Quantum Probabilities for Inflation from Holography
James B. Hartle, S. W. Hawking, Thomas Hertog
TL;DR
The paper shows that for a universe with nonzero $\Lambda$, the Wheeler-DeWitt equation yields large-volume solutions with two real domains: Euclidean AdS and Lorentzian dS. A universal complex semiclassical structure links the probabilities of de Sitter histories to the action of asymptotically AdS configurations, establishing a holographic connection via AdS/CFT within a single wave function. This leads to a holographic method to compute inflationary probabilities, with slow-roll inflation naturally arising from the asymptotic expansion and a Starobinsky-like regime.
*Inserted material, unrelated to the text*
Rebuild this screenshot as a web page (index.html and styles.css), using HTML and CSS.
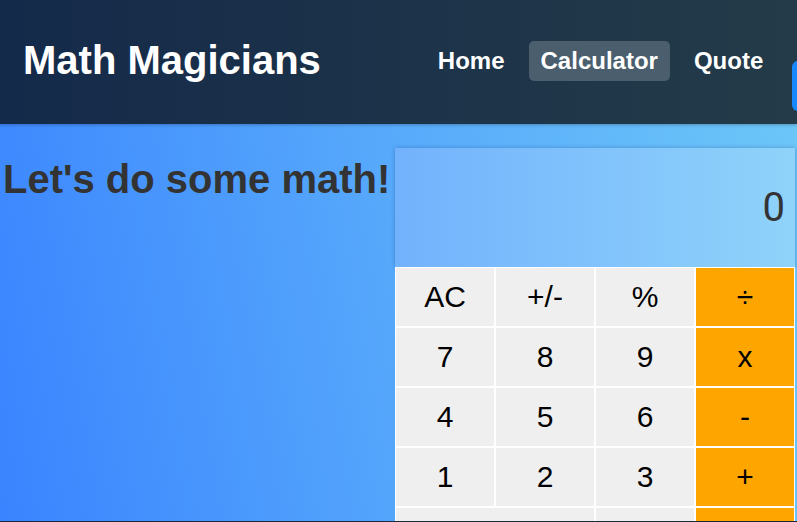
FILE: index.html
```html
<!DOCTYPE html>
<html lang="en">
<head>
<meta charset="utf-8">
<title>Math Magicians</title>
<link rel="stylesheet" href="styles.css">
</head>
<body>
<header class="topbar">
  <h1 class="brand">Math Magicians</h1>
  <nav class="nav">
    <a class="nav-link" href="#">Home</a>
    <a class="nav-link active" href="#">Calculator</a>
    <a class="nav-link" href="#">Quote</a>
    <span class="nav-toggle"></span>
  </nav>
</header>
<main class="page">
  <section class="intro">
    <h2 class="intro-title">Let's do some math!</h2>
  </section>
  <div class="calc">
    <div class="display">0</div>
    <div class="keys">
      <button class="key">AC</button>
      <button class="key">+/-</button>
      <button class="key">%</button>
      <button class="key op">÷</button>
      <button class="key">7</button>
      <button class="key">8</button>
      <button class="key">9</button>
      <button class="key op">x</button>
      <button class="key">4</button>
      <button class="key">5</button>
      <button class="key">6</button>
      <button class="key op">-</button>
      <button class="key">1</button>
      <button class="key">2</button>
      <button class="key">3</button>
      <button class="key op">+</button>
      <button class="key wide">0</button>
      <button class="key">.</button>
      <button class="key op">=</button>
    </div>
  </div>
</main>
<footer class="foot"></footer>
</body>
</html>
```

FILE: styles.css
```css
* { box-sizing: border-box; }

html, body {
  margin: 0;
  padding: 0;
}

body {
  background: #1b2838;
  font-family: "Liberation Sans", Arial, sans-serif;
  overflow: hidden;
  height: 522px;
}

.topbar {
  height: 124px;
  display: flex;
  align-items: center;
  gap: 105px;
  padding: 0 0 3px 23px;
  background: linear-gradient(to right, #142a4a, #243b49);
  overflow: hidden;
  position: relative;
  z-index: 1;
  box-shadow: 0 1px 3px rgba(0, 0, 0, 0.25);
}

.brand {
  margin: 0;
  color: #fff;
  font-size: 40px;
  font-weight: bold;
  white-space: nowrap;
}

.nav {
  display: flex;
  align-items: center;
  gap: 12px;
  align-self: stretch;
}

.nav-link {
  color: #fff;
  text-decoration: none;
  font-size: 24px;
  font-weight: bold;
  padding: 6px 12px;
  border-radius: 5px;
  white-space: nowrap;
}

.nav-link.active {
  background: #4a5e6d;
}

.nav-toggle {
  flex: none;
  width: 50px;
  height: 50px;
  margin-left: 5px;
  align-self: flex-end;
  margin-bottom: 10px;
  border-radius: 6px;
  background: #1789ff;
}

.page {
  height: 397px;
  overflow: hidden;
  display: flex;
  align-items: flex-start;
  padding-top: 24px;
  background: linear-gradient(80deg, #3a84ff 0%, #56a8fb 50%, #6cc6f8 100%);
}

.intro {
  width: 395px;
  flex: none;
  padding-left: 3px;
}

.intro-title {
  margin: 9px 0 0;
  font-size: 40px;
  font-weight: bold;
  color: #333;
  white-space: nowrap;
}

.calc {
  width: 400px;
  flex: none;
  background: #fff;
}

.display {
  height: 119px;
  display: flex;
  align-items: center;
  justify-content: flex-end;
  padding-right: 10px;
  font-family: Roboto, "Liberation Sans", sans-serif;
  font-size: 40px;
  color: #333;
  background: linear-gradient(to right, #72b2fd, #8fd3fa);
  box-shadow: 0 0 4px rgba(0, 40, 100, 0.3);
}

.keys {
  display: grid;
  grid-template-columns: repeat(4, 100px);
  grid-auto-rows: 60px;
}

.key {
  margin: 0;
  border: 1px solid #fff;
  background: #efefef;
  color: #000;
  font-family: "Liberation Sans", Arial, sans-serif;
  font-size: 30px;
  padding: 0;
}

.key.op {
  background: #ffa500;
}

.key.wide {
  grid-column: span 2;
}

.foot {
  height: 1px;
  background: #1b2838;
}
```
The framework unifies quantum cosmology and holography, suggesting that classical distinctions between signs of $\Lambda$ may be emergent at the quantum level and opening paths to include inhomogeneities and fundamental theory embeddings.
Abstract
The evolution of the universe is determined by its quantum state. The wave function of the universe obeys the constraints of general relativity and in particular the Wheeler-DeWitt equation (WDWE). For non-zero Λ, we show that solutions of the WDWE at large volume have two domains in which geometries and fields are asymptotically real. In one the histories are Euclidean asymptotically anti-de Sitter, in the other they are Lorentzian asymptotically classical de Sitter. Further, the universal complex semiclassical asymptotic structure of solutions of the WDWE implies that the leading order in \hbar quantum probabilities for classical, asymptotically de Sitter histories can be obtained from the action of asymptotically anti-de Sitter configurations. This leads to a promising, universal connection between quantum cosmology and holography.